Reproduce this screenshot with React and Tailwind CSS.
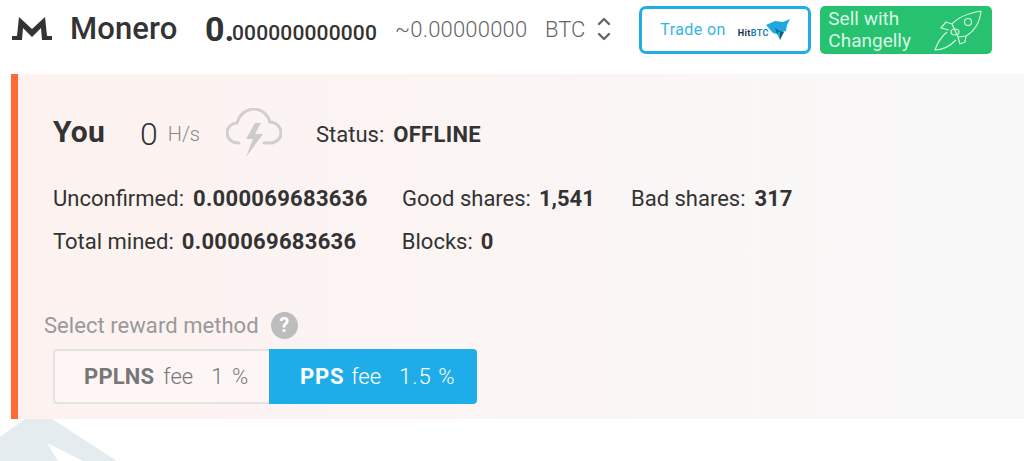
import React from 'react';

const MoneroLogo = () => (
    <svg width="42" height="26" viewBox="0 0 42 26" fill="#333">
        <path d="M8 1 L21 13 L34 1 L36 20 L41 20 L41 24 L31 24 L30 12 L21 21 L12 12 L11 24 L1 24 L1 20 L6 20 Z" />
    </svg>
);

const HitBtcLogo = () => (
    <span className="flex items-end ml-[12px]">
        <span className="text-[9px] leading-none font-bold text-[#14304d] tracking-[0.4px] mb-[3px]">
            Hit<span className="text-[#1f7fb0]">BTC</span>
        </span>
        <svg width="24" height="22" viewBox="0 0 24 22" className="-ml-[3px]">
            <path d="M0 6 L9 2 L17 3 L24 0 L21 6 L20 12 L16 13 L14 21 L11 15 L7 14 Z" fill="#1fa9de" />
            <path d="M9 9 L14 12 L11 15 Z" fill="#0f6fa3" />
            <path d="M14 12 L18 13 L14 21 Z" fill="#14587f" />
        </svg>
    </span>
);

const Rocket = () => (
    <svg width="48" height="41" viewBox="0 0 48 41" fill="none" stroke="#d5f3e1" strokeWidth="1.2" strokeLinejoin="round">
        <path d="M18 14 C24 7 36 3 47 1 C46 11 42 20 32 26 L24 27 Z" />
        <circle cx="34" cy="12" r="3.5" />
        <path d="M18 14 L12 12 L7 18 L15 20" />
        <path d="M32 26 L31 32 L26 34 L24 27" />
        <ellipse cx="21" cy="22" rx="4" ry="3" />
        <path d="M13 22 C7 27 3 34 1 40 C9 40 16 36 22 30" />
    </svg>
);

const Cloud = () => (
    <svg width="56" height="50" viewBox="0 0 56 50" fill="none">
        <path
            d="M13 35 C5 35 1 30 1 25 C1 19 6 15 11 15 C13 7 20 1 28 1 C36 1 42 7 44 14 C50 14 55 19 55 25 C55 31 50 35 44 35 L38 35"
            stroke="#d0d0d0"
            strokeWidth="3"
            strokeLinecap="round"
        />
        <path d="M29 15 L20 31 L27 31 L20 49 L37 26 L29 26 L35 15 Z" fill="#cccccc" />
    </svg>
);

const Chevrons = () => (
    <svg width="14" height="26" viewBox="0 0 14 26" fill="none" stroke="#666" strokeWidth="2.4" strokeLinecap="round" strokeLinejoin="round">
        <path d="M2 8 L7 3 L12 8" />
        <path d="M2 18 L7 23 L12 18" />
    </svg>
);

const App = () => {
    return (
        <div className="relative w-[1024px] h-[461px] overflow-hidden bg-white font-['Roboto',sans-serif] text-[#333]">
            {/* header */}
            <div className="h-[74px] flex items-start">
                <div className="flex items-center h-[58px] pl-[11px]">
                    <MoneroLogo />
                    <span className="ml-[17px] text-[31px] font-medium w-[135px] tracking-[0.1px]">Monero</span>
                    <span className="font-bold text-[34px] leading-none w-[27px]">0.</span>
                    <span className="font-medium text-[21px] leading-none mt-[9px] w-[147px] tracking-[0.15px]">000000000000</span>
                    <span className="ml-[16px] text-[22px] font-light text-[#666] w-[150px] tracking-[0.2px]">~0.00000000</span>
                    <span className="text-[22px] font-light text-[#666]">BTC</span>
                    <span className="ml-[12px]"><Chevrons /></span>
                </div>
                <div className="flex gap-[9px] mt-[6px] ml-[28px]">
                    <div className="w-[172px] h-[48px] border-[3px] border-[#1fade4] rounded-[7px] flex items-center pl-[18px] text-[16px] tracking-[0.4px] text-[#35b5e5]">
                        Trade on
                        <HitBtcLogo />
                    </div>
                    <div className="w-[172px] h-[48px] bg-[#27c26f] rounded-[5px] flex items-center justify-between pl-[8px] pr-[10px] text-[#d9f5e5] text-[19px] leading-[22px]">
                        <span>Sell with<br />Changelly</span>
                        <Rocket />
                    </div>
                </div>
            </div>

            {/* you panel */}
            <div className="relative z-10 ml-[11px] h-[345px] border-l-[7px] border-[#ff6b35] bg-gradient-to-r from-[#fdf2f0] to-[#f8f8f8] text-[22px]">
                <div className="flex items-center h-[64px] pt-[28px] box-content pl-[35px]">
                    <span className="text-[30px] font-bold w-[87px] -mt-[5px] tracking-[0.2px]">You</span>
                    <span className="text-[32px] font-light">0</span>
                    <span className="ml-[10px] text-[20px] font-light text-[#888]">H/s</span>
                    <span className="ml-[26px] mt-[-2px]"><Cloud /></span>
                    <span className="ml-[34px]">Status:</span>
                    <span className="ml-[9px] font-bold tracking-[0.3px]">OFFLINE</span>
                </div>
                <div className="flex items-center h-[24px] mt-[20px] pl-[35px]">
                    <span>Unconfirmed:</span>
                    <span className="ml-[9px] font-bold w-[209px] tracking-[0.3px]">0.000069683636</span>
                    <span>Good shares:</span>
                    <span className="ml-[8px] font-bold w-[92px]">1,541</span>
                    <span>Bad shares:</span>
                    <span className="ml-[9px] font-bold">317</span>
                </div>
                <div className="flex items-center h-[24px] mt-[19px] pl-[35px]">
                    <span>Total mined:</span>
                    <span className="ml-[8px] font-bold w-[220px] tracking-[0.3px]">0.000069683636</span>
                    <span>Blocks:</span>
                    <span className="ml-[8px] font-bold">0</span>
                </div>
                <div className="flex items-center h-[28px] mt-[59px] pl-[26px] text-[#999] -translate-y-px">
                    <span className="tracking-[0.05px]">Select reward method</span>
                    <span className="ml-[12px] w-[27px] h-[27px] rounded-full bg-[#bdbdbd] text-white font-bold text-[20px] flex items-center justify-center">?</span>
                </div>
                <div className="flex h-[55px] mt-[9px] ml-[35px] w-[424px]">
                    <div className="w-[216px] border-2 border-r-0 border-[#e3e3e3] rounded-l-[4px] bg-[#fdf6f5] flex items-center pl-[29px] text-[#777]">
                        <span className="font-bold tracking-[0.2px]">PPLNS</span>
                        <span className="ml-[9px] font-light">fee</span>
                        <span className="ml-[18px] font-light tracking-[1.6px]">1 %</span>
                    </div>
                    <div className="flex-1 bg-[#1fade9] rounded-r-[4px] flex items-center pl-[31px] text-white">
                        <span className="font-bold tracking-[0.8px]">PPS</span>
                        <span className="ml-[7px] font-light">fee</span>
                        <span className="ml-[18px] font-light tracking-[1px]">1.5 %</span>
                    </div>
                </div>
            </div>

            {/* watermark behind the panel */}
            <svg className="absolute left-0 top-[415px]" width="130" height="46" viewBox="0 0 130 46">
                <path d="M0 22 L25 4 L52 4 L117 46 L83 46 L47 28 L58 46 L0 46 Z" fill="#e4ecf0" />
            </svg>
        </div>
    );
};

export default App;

++++

Your objective
Print, exactly as written, the lines above from the first one to the one containing "import React from 'react';". Leave out pictures.

Answer to this task
Reproduce this screenshot with React and Tailwind CSS.
import React from 'react';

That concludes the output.